Anyways, I just wanted to discuss this subject because so far I cannot see code freezing being anything else than an outdated waterfall practice to appease investors and high management on timelines.

Comments
  • 1
    Not really a code freeze period, but at my current project they use locked dependency files which can very easily refer to 2-year old custom packages if the importing package is not updated regularly.
    Ir drives me mad when a 2-line code change results in 3+ packages LCM work with debugging and fixing errors in UT and sometimes E2E...
    So for the love of god: if you have any influence in how your pipelines run and how your codebase is managed, try and get some weekly build/deploy (depending on your release intervals) which updates and tests EVERYTHING

    I couldn't imagine having to work with code freeze periods o.o
  • 2
    Submodules are the worst.

    No discussion. Its messy. Its shitty. Its abused for things I don't want to mention without severe pain suppressors.

    What most people struggle with - and what this rant sounds much too me - is properly designing and sticking to it architecture.

    10 gb plus... This sounds much unhealthy. Would be curious to know how this number came to be and what exactly we're talking about, cause if its a pure project with solely the code (e.g. no embedded dependencies, no "half assed integrated libraries" [submodules])... Then that is a real morbid obese monolith.

    Not saying it isn't possible.

    After all, Microsoft has 300 GiB of data:

    https://devblogs.microsoft.com/bhar...

    ... And invented a filesystem to handle that.

    But MS does in my opinion something horrible wrong: API compatibility at all costs.

    Which is utter madness but loved by enterprise software as you can still run Win98 software on 10 (at least in theory).

    Utter madness as this software will exhibit all kinds of pestulence. Security flaws, performance flaws, probably not running as intended... After all, that software was designed at a point of time in the past - for the hardware, software and mindset at that point of time.

    Which is why I really hate enterprise software. Most of the time its a stitched together frankenstein of many decades.

    Just to keep the Windows fanboys at bay:
    https://engineering.skroutz.gr/blog...

    Enterprise software means everything with a life span over 5 years. Yep, that means Linux, too.

    To finish my monologue: Version management and release management are two different things that should work well together.

    Release management aka "when to freeze for new features, what does a release contain, what different types of releases exist (milestone, release candidate, ...) - while version management is more the question of what a version number represents like SemVer.
  • 1
    code freezes are a great tool.

    Mostly to stop management from never finishing a proper release.

    Proper release as in "these features should be in the next release" as the release was planned.

    Not baked... Planned.

    Simply put: Plan a release, mediate with management what they want, close the bag, whip the devs to make the release, gaffa tape management to stop wishing for new features in the currently planned release, when all features are done by dev: Code freeze and give it to QA.

    Then restart the cycle of hatred.
  • 0
    2 week sprints, code freeze measures, and major product releases every quarter aren't uncommon.
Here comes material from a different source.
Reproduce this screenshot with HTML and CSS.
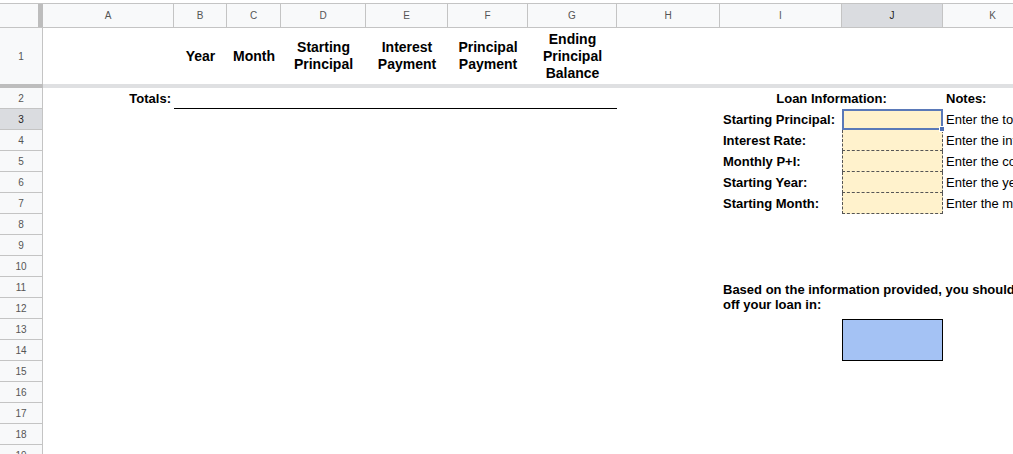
FILE: index.html
```html
<!DOCTYPE html>
<html>
<head>
<meta charset="utf-8">
<title>Loan Calculator</title>
<link rel="stylesheet" href="styles.css">
</head>
<body>
<div class="sheet">
  <div class="colheads">
    <div class="corner"></div>
    <div class="ch">A</div>
    <div class="ch">B</div>
    <div class="ch">C</div>
    <div class="ch">D</div>
    <div class="ch">E</div>
    <div class="ch">F</div>
    <div class="ch">G</div>
    <div class="ch">H</div>
    <div class="ch">I</div>
    <div class="ch ch-sel">J</div>
    <div class="ch">K</div>
  </div>
  <div class="body">
    <div class="rowheads">
      <div class="rh rh-tall">1</div>
      <div class="rh-bar"></div>
      <div class="rh">2</div>
      <div class="rh rh-sel">3</div>
      <div class="rh">4</div>
      <div class="rh">5</div>
      <div class="rh">6</div>
      <div class="rh">7</div>
      <div class="rh">8</div>
      <div class="rh">9</div>
      <div class="rh">10</div>
      <div class="rh">11</div>
      <div class="rh">12</div>
      <div class="rh">13</div>
      <div class="rh">14</div>
      <div class="rh">15</div>
      <div class="rh">16</div>
      <div class="rh">17</div>
      <div class="rh">18</div>
      <div class="rh">19</div>
    </div>
    <div class="cells">
      <div class="cell th col-b row-1">Year</div>
      <div class="cell th col-c row-1">Month</div>
      <div class="cell th col-d row-1">Starting<br>Principal</div>
      <div class="cell th col-e row-1">Interest<br>Payment</div>
      <div class="cell th col-f row-1">Principal<br>Payment</div>
      <div class="cell th col-g row-1">Ending<br>Principal<br>Balance</div>

      <div class="bar"></div>

      <div class="cell bold right col-a row-2">Totals:</div>
      <div class="cell totals-line row-2"></div>

      <div class="cell bold center loan-info row-2">Loan Information:</div>
      <div class="cell bold col-k row-2">Notes:</div>

      <div class="cell bold col-i row-3">Starting Principal:</div>
      <div class="input selected col-j row-3"><span class="handle"></span></div>
      <div class="cell col-k row-3">Enter the total amount of your loan</div>

      <div class="cell bold col-i row-4">Interest Rate:</div>
      <div class="input col-j row-4"></div>
      <div class="cell col-k row-4">Enter the interest rate of your loan</div>

      <div class="cell bold col-i row-5">Monthly P+I:</div>
      <div class="input col-j row-5"></div>
      <div class="cell col-k row-5">Enter the combined monthly payment</div>

      <div class="cell bold col-i row-6">Starting Year:</div>
      <div class="input col-j row-6"></div>
      <div class="cell col-k row-6">Enter the year your loan started</div>

      <div class="cell bold col-i row-7">Starting Month:</div>
      <div class="input col-j row-7"></div>
      <div class="cell col-k row-7">Enter the month your loan started</div>

      <div class="result-text">Based on the information provided, you should pay<br>off your loan in:</div>
      <div class="result-box"></div>
    </div>
  </div>
</div>
</body>
</html>
```
FILE: styles.css
```css
* { box-sizing: border-box; }
html, body { margin: 0; padding: 0; }
body {
  background: #fff;
  font-family: "Liberation Sans", Arial, sans-serif;
  color: #000;
  width: 1013px;
  height: 454px;
  overflow: hidden;
}
.sheet {
  padding-top: 3px;
  width: 1043px;
}
.colheads {
  display: grid;
  grid-template-columns: 43px 131px 53px 54px 85px 82px 80px 89px 103px 122px 101px 100px;
  height: 25px;
  border-top: 1px solid #c4c4c4;
  border-bottom: 1px solid #c4c4c4;
  background: #f8f9fa;
}
.corner {
  border-right: 5px solid #bdbdbd;
}
.ch {
  border-right: 1px solid #c4c4c4;
  display: flex;
  align-items: center;
  justify-content: center;
  font-size: 10px;
  color: #555;
}
.ch-sel {
  background: #dadce0;
  color: #222;
}
.body {
  display: flex;
}
.rowheads {
  width: 43px;
  flex: none;
  display: flex;
  flex-direction: column;
}
.rh {
  height: 21px;
  background: #f8f9fa;
  border-right: 1px solid #c4c4c4;
  border-bottom: 1px solid #c4c4c4;
  display: flex;
  align-items: center;
  justify-content: center;
  font-size: 10px;
  color: #555;
}
.rh-tall { height: 56px; border-bottom: none; }
.rh-sel { background: #dadce0; color: #222; }
.rh-bar { height: 4px; background: #bdbdbd; }

.cells {
  display: grid;
  grid-template-columns: 131px 53px 54px 85px 82px 80px 89px 103px 122px 101px 100px;
  grid-template-rows: 56px 4px repeat(18, 21px);
}
.bar {
  grid-column: 1 / -1;
  grid-row: 2;
  background: #dfe0e2;
}
.cell {
  display: flex;
  align-items: center;
  padding: 0 3px;
  font-size: 13px;
  white-space: nowrap;
  overflow: visible;
}
.th {
  font-weight: bold;
  font-size: 14px;
  line-height: 17px;
  justify-content: center;
  text-align: center;
}
.bold { font-weight: bold; }
.right { justify-content: flex-end; }
.center { justify-content: center; }

.col-a { grid-column: 1; }
.col-b { grid-column: 2; }
.col-c { grid-column: 3; }
.col-d { grid-column: 4; }
.col-e { grid-column: 5; }
.col-f { grid-column: 6; }
.col-g { grid-column: 7; }
.col-h { grid-column: 8; }
.col-i { grid-column: 9; }
.col-j { grid-column: 10; }
.col-k { grid-column: 11; }

.row-1 { grid-row: 1; }
.row-2 { grid-row: 3; }
.row-3 { grid-row: 4; }
.row-4 { grid-row: 5; }
.row-5 { grid-row: 6; }
.row-6 { grid-row: 7; }
.row-7 { grid-row: 8; }

.totals-line {
  grid-column: 2 / span 6;
  border-bottom: 1px solid #000;
}
.loan-info {
  grid-column: 9 / span 2;
}
.input {
  background: #fff2cc;
  border-left: 1px dashed #555;
  border-right: 1px dashed #555;
  border-bottom: 1px dashed #555;
}
.selected {
  position: relative;
  border: 2px solid #5a79b8;
}
.handle {
  position: absolute;
  right: -4px;
  bottom: -4px;
  width: 6px;
  height: 6px;
  background: #4d6fb4;
  border: 1px solid #fff;
}
.result-text {
  grid-column: 9 / span 3;
  grid-row: 12 / span 2;
  padding: 5px 3px 0;
  font-size: 13px;
  font-weight: bold;
  line-height: 15px;
  white-space: nowrap;
}
.result-box {
  grid-column: 10;
  grid-row: 14 / span 2;
  background: #a4c2f4;
  border: 1px solid #000;
}
```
In fact, it has become pretty common. Unless you can really do daily or (at least) weekly releases, this is what you could settle for

    I think the problem lies in

    1. Not planning the grooming, designing, and building the features and capabilities you want enough ahead of time or on time
    2. Committing code at the end of the quarter just to make your changes be included in the release. We had done such mistakes in the past as well. We enforced a practice that no major commit/change is introduced in the last 2 weeks unless you liaise with QE and get their (conditional) signoff
    3. Forcing Engineers to adhere to the release schedule. This is counter productive right from product to Engg, to QE, to RE, to Customers, and to whoever else involved here. If a feature/change can't be accomodated, it cannot be accomodated. No point in twisting arms and taking shortcuts. Be more realistic
  • 0
    4. Not learning from mistakes in the past. Why do Engineers rush their changes towards their end? Are they fucking sloppy? Were they allocated other work until then? Is the Development that hard to do that it takes too long a time to finish? Is the QE finding bugs late in the cycle? Do you have nightly tests that will test the quality day on day? Many questions should be raised and analysed. In fact, we could stop any Engineering work for a quarter and use this time to dissect the problems and get to the root causes
    5. Someone who is not connected to Engineering (in any way) is given the authority to commit to deadlines and speak marketing bullshit in front of customers. They should be terminated right away
  • 2
    Don't agree with what you describe - but code freezes in isolation can make sense in some circumstances. We freeze over black Friday for example, as it lowers the risk of something horrendous breaking during our busiest trading period of the year. But there does have to be a reason for it.
  • 2
    @AlmondSauce yeah it was mostly a rant on a crappy company process I guess. I am sure code freezing, like any tool, has its purpose if used properly.
  • 0
    @asgs so everything gets rushed because higher management makes a push on the engineering teams to deliver something working to customers because promises were made 6-12 months ago by Sales team.

    And the problem lies in there: fucking sales team, as usual, does not communicate properly with engineering and once they have an engagement in concrete, it is hard for engineering to manage. They have to commit to inflexible estimates at long term but RnD at long term is dicey at best.

    QA gets the most fucked over because they have to rush test a feature in automation in a few weeks and bugs or design problems are not taken seriously until customers find them.